# [What needs to be done]
Reproduce the listing below in full and without alteration, apart from its pictures.

# [Data provided]
──────────────────────────────
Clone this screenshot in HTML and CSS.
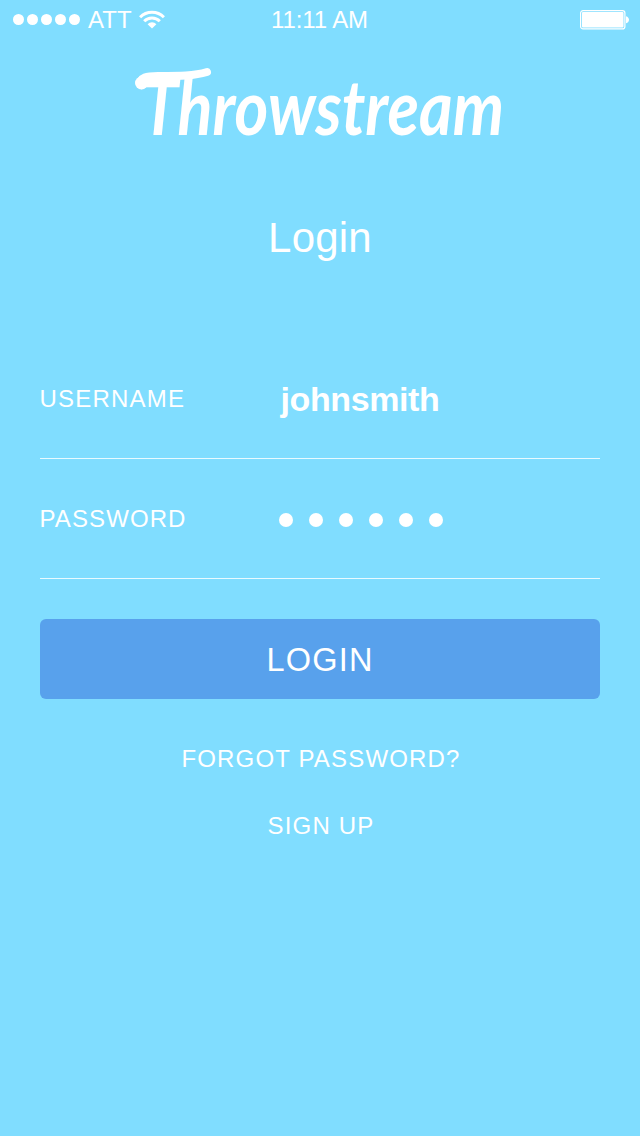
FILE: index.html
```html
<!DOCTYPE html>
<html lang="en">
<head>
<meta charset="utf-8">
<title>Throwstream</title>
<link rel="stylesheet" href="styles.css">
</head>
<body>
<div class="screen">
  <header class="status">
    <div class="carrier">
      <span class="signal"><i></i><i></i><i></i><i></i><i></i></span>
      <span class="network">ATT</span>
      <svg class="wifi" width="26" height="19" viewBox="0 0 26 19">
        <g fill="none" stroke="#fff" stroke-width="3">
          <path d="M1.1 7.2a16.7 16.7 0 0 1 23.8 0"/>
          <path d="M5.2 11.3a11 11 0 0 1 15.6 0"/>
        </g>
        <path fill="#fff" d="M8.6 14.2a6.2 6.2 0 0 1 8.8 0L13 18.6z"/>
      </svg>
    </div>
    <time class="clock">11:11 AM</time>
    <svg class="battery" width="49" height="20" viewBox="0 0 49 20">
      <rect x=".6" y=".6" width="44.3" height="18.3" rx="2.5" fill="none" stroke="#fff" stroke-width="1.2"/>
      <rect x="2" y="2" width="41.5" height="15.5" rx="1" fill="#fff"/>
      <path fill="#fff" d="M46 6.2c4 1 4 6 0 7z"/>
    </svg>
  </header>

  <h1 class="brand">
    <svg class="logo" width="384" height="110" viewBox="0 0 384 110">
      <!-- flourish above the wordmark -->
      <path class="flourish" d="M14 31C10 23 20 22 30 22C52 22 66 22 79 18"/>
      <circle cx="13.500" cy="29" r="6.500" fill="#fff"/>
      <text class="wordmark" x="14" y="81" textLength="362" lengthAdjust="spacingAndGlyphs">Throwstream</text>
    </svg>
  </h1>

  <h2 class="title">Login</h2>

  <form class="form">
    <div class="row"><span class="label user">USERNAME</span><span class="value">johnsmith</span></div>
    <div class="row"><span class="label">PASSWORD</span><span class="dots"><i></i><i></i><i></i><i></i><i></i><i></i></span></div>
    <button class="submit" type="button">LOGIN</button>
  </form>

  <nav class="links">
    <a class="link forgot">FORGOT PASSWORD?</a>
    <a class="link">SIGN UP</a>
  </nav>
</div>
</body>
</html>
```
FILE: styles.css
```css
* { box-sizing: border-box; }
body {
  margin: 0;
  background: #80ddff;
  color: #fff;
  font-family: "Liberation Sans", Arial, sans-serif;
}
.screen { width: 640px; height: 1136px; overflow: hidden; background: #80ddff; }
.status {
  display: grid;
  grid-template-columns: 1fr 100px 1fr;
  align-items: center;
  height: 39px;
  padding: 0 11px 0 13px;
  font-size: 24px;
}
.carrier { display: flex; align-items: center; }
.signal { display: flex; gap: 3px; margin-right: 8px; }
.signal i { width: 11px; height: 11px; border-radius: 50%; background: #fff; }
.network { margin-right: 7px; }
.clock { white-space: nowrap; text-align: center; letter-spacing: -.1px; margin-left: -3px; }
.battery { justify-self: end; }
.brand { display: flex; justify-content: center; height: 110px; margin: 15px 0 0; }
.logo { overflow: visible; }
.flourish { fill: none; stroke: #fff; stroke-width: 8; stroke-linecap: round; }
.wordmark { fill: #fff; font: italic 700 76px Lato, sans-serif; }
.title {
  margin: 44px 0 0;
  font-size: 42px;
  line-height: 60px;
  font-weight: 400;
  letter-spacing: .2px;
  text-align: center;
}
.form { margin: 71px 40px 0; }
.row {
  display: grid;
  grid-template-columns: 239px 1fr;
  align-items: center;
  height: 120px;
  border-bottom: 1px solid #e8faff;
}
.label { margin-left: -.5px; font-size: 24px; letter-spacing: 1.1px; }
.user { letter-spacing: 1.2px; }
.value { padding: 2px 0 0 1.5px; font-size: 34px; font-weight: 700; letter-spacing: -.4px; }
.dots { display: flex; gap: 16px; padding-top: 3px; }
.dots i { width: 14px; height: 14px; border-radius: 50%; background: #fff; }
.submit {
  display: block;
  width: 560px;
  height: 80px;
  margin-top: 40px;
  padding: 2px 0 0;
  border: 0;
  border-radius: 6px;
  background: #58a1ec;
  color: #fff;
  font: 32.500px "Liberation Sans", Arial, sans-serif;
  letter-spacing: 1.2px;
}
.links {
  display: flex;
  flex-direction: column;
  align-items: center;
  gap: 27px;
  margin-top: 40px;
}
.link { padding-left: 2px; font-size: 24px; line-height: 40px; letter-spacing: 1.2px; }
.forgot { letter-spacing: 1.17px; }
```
──────────────────────────────
# [The completed task]
Clone this screenshot in HTML and CSS.
FILE: index.html
```html
<!DOCTYPE html>
<html lang="en">
<head>
<meta charset="utf-8">
<title>Throwstream</title>
<link rel="stylesheet" href="styles.css">
</head>
<body>
<div class="screen">
  <header class="status">
    <div class="carrier">
      <span class="signal"><i></i><i></i><i></i><i></i><i></i></span>
      <span class="network">ATT</span>
      <svg class="wifi" width="26" height="19" viewBox="0 0 26 19">
        <g fill="none" stroke="#fff" stroke-width="3">
          <path d="M1.1 7.2a16.7 16.7 0 0 1 23.8 0"/>
          <path d="M5.2 11.3a11 11 0 0 1 15.6 0"/>
        </g>
        <path fill="#fff" d="M8.6 14.2a6.2 6.2 0 0 1 8.8 0L13 18.6z"/>
      </svg>
    </div>
    <time class="clock">11:11 AM</time>
    <svg class="battery" width="49" height="20" viewBox="0 0 49 20">
      <rect x=".6" y=".6" width="44.3" height="18.3" rx="2.5" fill="none" stroke="#fff" stroke-width="1.2"/>
      <rect x="2" y="2" width="41.5" height="15.5" rx="1" fill="#fff"/>
      <path fill="#fff" d="M46 6.2c4 1 4 6 0 7z"/>
    </svg>
  </header>

  <h1 class="brand">
    <svg class="logo" width="384" height="110" viewBox="0 0 384 110">
      <!-- flourish above the wordmark -->
      <path class="flourish" d="M14 31C10 23 20 22 30 22C52 22 66 22 79 18"/>
      <circle cx="13.500" cy="29" r="6.500" fill="#fff"/>
      <text class="wordmark" x="14" y="81" textLength="362" lengthAdjust="spacingAndGlyphs">Throwstream</text>
    </svg>
  </h1>

  <h2 class="title">Login</h2>

  <form class="form">
    <div class="row"><span class="label user">USERNAME</span><span class="value">johnsmith</span></div>
    <div class="row"><span class="label">PASSWORD</span><span class="dots"><i></i><i></i><i></i><i></i><i></i><i></i></span></div>
    <button class="submit" type="button">LOGIN</button>
  </form>

  <nav class="links">
    <a class="link forgot">FORGOT PASSWORD?</a>
    <a class="link">SIGN UP</a>
  </nav>
</div>
</body>
</html>
```
FILE: styles.css
```css
* { box-sizing: border-box; }
body {
  margin: 0;
  background: #80ddff;
  color: #fff;
  font-family: "Liberation Sans", Arial, sans-serif;
}
.screen { width: 640px; height: 1136px; overflow: hidden; background: #80ddff; }
.status {
  display: grid;
  grid-template-columns: 1fr 100px 1fr;
  align-items: center;
  height: 39px;
  padding: 0 11px 0 13px;
  font-size: 24px;
}
.carrier { display: flex; align-items: center; }
.signal { display: flex; gap: 3px; margin-right: 8px; }
.signal i { width: 11px; height: 11px; border-radius: 50%; background: #fff; }
.network { margin-right: 7px; }
.clock { white-space: nowrap; text-align: center; letter-spacing: -.1px; margin-left: -3px; }
.battery { justify-self: end; }
.brand { display: flex; justify-content: center; height: 110px; margin: 15px 0 0; }
.logo { overflow: visible; }
.flourish { fill: none; stroke: #fff; stroke-width: 8; stroke-linecap: round; }
.wordmark { fill: #fff; font: italic 700 76px Lato, sans-serif; }
.title {
  margin: 44px 0 0;
  font-size: 42px;
  line-height: 60px;
  font-weight: 400;
  letter-spacing: .2px;
  text-align: center;
}
.form { margin: 71px 40px 0; }
.row {
  display: grid;
  grid-template-columns: 239px 1fr;
  align-items: center;
  height: 120px;
  border-bottom: 1px solid #e8faff;
}
.label { margin-left: -.5px; font-size: 24px; letter-spacing: 1.1px; }
.user { letter-spacing: 1.2px; }
.value { padding: 2px 0 0 1.5px; font-size: 34px; font-weight: 700; letter-spacing: -.4px; }
.dots { display: flex; gap: 16px; padding-top: 3px; }
.dots i { width: 14px; height: 14px; border-radius: 50%; background: #fff; }
.submit {
  display: block;
  width: 560px;
  height: 80px;
  margin-top: 40px;
  padding: 2px 0 0;
  border: 0;
  border-radius: 6px;
  background: #58a1ec;
  color: #fff;
  font: 32.500px "Liberation Sans", Arial, sans-serif;
  letter-spacing: 1.2px;
}
.links {
  display: flex;
  flex-direction: column;
  align-items: center;
  gap: 27px;
  margin-top: 40px;
}
.link { padding-left: 2px; font-size: 24px; line-height: 40px; letter-spacing: 1.2px; }
.forgot { letter-spacing: 1.17px; }
```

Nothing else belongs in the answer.